EM.  Andy wanted to play catch in the yard, and I wanted to sit; but we played and I broke a nail—I could have enjoyed myself much more.  After we played…he came up and mussed my hair. He was being playful, but he was angry, too, he was trying to tell me something

TAW.  What do you think he was angry about?

EM. I’m not sure, but he often calls me “Fifty-fifty”—doing something only fifty percent.

TAW.  Do you think he feels you’re protecting something in yourself, that you’re saying: “You’re not going to have me completely—I’ve given myself as much as I like”? Do you give the appearance, ‘World, don’t come too close to me, don’t affect me too much, I will remain cool.’?”

EM. I definitely think so.

TAW. When you play catch, the world comes to you and goes away from you, and there’s a certain form. It’s an exciting relation of nearness and distance, point and expansion, junction and separation.  Aesthetic Realism says we’re trying to put opposites together. We’re talking about your attitude to the world, and whether it’s beautiful or not.  Does your husband have a legitimate objection to the way you see things coming to you and going from you?  Is there too much of a fingertip approach?

 

EM. He does, yes.

 

TAW.  If you have a ball thrown at you and you don’t try to catch it, is it like having a person’s hopes come to you and you're not interested?

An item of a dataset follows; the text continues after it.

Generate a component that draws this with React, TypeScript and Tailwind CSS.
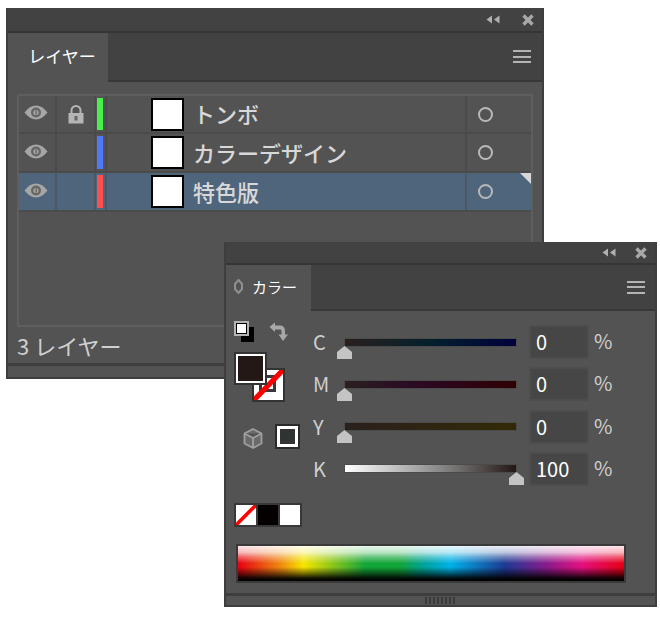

EM.  Yes, that’s what I’ve done.

TAW. The whole basis of the Aesthetic Realism way of seeing marriage, is that its purpose is to like the world, to have good will for another person and to find out what that means. Do you think your husband looks at you and asks: “Does my wife care enough for reality and does she want me to care for it?”  

This is a question I believe Ms. Didion’s husband had, and if she knew it, it would relieve and strengthen her.